Goal:
Find every line with the word "that" and report how many there are, without any other text.

(Entries with page source code)

* * * * * * * * *

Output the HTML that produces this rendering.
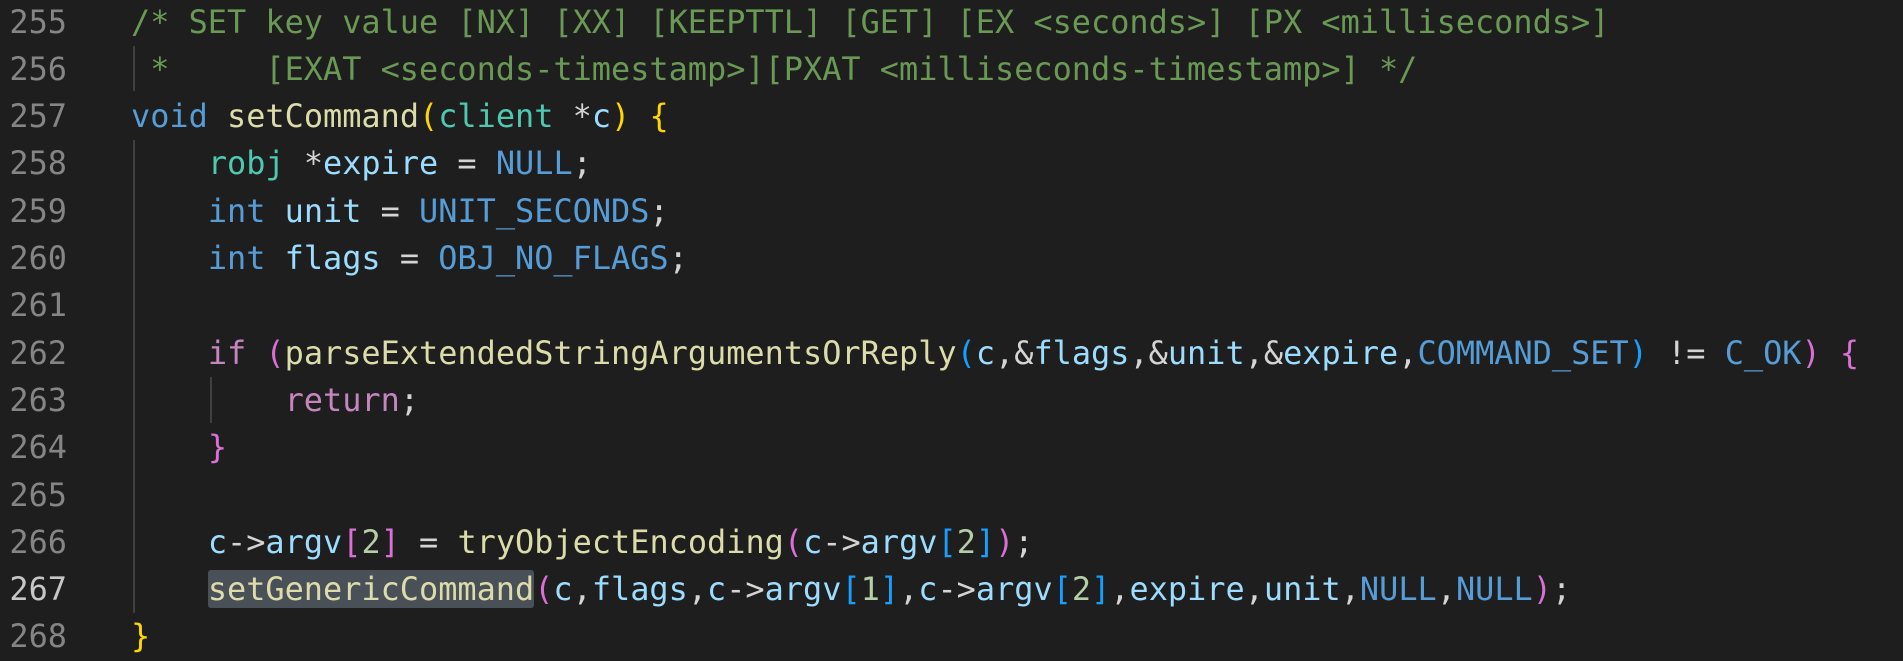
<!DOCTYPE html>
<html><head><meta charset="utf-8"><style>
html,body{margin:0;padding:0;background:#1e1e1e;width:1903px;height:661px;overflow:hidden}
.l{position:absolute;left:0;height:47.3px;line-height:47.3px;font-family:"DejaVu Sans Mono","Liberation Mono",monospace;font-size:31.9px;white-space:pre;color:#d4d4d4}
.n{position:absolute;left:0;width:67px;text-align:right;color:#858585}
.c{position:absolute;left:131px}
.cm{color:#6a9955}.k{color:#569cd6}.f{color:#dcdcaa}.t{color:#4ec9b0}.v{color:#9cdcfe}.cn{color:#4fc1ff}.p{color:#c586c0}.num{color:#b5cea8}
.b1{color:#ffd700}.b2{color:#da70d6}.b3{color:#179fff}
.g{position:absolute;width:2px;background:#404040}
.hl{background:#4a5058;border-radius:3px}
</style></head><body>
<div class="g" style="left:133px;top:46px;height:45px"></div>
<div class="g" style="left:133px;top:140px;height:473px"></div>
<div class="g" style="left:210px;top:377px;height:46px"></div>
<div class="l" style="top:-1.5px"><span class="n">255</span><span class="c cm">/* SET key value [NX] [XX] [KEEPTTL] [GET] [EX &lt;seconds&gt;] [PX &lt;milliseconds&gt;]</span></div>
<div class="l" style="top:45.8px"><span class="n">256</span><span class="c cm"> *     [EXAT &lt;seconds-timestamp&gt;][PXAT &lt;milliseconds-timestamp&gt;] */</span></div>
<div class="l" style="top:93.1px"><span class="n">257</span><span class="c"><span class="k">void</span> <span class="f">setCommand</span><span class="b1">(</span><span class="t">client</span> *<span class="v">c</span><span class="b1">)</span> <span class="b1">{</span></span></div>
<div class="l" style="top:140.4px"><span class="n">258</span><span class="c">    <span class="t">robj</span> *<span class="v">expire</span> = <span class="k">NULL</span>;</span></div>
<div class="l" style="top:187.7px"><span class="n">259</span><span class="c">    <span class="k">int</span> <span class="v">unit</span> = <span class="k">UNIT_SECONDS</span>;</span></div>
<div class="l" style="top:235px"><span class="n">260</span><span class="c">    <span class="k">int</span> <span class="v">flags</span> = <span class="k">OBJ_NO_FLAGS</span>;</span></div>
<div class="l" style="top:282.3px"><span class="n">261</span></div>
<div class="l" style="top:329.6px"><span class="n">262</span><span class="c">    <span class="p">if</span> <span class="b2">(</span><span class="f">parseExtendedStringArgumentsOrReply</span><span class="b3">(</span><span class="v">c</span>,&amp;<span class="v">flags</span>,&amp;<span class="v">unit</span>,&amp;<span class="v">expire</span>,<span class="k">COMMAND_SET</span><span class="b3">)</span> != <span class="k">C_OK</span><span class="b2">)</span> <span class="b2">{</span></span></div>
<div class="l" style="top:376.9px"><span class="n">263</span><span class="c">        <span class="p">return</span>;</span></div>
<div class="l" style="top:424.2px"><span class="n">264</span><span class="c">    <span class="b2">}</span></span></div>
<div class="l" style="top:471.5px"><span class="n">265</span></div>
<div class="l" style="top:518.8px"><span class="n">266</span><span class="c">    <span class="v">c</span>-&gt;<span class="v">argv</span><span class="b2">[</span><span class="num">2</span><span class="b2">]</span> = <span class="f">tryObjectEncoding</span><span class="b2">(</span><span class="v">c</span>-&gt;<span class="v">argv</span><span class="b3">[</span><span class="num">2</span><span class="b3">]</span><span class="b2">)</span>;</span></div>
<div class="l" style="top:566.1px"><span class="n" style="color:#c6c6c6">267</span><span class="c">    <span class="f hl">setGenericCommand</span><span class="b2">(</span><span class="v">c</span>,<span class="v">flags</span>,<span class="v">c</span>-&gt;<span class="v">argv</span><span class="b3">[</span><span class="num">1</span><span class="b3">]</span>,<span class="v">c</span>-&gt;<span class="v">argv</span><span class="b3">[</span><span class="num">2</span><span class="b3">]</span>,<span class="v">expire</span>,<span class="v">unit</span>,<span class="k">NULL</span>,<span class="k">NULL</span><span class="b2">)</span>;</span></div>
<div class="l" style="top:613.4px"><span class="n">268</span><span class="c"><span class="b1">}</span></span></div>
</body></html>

* * * * * * * * *

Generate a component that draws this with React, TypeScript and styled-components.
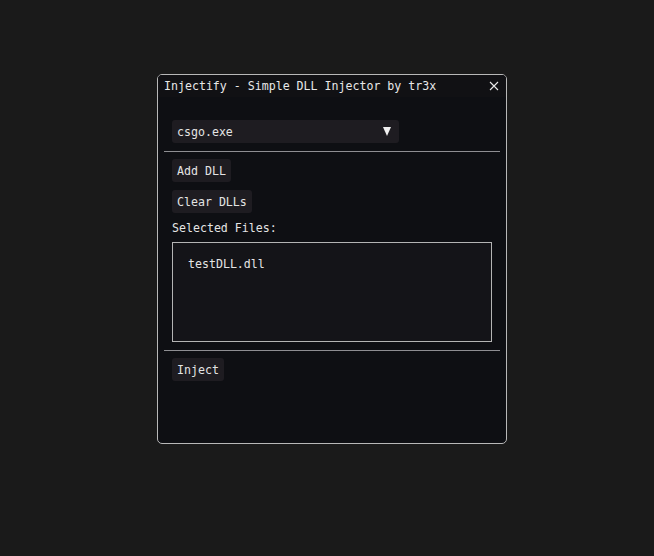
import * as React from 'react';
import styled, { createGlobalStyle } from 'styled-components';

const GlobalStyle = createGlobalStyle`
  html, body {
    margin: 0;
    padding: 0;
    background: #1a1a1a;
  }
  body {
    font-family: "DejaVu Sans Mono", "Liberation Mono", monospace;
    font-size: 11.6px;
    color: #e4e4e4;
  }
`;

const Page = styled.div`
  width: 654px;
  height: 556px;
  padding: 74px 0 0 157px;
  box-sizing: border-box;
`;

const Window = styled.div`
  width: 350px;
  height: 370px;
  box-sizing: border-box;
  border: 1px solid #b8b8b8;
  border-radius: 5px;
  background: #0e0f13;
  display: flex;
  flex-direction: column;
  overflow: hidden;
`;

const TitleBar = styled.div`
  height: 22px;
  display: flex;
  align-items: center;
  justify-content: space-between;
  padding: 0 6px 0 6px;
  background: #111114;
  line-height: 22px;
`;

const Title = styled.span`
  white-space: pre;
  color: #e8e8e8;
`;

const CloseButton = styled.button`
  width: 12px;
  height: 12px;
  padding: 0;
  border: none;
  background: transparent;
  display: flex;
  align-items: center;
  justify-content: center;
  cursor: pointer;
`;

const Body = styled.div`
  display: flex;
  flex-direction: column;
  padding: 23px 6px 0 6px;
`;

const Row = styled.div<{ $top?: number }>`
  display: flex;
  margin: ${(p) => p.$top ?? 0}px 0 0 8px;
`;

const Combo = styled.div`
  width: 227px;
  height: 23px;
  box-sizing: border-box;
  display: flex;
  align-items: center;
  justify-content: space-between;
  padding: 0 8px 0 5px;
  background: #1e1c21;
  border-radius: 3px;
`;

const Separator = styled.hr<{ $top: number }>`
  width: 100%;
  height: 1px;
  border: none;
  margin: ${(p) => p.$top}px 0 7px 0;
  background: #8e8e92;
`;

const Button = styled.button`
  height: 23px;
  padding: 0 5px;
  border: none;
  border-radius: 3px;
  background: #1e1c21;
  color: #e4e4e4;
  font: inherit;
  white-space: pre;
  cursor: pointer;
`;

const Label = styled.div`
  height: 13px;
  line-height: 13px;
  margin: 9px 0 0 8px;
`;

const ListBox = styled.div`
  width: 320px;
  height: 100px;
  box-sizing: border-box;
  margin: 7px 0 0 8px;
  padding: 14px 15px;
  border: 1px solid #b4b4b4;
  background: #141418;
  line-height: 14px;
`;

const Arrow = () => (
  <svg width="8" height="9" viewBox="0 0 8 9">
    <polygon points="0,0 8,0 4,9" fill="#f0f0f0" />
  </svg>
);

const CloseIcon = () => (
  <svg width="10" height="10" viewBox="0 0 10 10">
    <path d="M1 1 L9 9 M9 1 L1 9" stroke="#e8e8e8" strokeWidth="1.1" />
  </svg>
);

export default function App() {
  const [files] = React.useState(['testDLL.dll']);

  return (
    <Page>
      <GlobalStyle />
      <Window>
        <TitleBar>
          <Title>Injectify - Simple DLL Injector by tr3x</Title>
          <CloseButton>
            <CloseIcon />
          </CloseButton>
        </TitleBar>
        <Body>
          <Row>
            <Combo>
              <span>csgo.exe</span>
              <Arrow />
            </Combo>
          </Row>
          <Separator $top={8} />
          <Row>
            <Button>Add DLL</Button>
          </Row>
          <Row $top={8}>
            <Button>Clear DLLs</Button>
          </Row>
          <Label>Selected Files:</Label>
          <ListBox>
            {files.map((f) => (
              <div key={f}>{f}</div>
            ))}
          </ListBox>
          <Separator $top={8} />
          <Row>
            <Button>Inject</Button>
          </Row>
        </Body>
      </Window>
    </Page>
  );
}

* * * * * * * * *

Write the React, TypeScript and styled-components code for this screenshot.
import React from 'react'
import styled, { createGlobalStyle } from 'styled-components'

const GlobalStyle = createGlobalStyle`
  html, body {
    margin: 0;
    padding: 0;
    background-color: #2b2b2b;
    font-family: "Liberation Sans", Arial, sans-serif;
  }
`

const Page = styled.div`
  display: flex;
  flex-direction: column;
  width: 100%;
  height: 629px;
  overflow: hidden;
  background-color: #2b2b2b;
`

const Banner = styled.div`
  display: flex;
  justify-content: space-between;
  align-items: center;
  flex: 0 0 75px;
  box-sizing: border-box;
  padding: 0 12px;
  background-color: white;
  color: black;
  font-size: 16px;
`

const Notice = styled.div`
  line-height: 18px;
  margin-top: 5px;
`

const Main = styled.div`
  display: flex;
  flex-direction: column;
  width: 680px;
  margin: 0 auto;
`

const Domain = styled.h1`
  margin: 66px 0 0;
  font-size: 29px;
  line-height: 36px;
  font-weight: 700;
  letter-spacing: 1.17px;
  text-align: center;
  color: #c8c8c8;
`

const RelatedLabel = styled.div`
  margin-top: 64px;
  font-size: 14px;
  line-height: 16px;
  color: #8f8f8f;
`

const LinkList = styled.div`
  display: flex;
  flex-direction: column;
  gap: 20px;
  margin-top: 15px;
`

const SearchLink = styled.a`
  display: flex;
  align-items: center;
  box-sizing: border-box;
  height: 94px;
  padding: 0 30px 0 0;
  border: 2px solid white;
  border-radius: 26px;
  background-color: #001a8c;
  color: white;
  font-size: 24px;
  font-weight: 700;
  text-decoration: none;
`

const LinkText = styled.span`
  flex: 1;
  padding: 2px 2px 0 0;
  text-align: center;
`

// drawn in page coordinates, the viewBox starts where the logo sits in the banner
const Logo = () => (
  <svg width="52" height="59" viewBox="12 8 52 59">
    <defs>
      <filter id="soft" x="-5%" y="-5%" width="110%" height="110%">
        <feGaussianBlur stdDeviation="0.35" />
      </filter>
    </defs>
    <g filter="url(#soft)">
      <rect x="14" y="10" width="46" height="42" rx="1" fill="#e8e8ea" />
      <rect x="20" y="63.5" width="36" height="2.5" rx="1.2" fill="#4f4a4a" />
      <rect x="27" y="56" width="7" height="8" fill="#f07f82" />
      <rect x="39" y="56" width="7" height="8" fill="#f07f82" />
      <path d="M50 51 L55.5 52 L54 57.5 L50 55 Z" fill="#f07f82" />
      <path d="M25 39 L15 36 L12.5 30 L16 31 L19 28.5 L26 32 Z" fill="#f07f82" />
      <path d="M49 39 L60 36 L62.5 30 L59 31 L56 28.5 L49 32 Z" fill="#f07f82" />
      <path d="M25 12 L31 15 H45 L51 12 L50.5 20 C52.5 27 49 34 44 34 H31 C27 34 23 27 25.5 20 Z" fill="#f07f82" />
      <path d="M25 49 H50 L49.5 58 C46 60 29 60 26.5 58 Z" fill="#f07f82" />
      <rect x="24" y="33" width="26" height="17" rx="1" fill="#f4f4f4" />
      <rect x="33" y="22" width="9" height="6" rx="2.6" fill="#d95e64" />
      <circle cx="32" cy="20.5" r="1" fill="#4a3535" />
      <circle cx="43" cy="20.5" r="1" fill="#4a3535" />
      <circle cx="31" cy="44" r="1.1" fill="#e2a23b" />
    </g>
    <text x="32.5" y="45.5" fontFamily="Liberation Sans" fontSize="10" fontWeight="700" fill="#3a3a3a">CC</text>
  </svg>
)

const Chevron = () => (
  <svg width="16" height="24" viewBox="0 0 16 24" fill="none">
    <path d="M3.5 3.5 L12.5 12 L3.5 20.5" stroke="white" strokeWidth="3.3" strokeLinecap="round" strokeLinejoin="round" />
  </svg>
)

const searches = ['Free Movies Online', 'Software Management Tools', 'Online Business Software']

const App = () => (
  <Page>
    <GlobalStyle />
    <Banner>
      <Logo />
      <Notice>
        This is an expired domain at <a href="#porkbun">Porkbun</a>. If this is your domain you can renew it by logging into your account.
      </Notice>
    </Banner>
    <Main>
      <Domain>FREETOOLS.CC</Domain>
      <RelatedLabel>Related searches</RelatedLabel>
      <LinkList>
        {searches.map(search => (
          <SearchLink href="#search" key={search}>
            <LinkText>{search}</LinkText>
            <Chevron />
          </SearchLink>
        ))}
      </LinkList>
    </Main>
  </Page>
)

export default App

* * * * * * * * *

Written answer:
2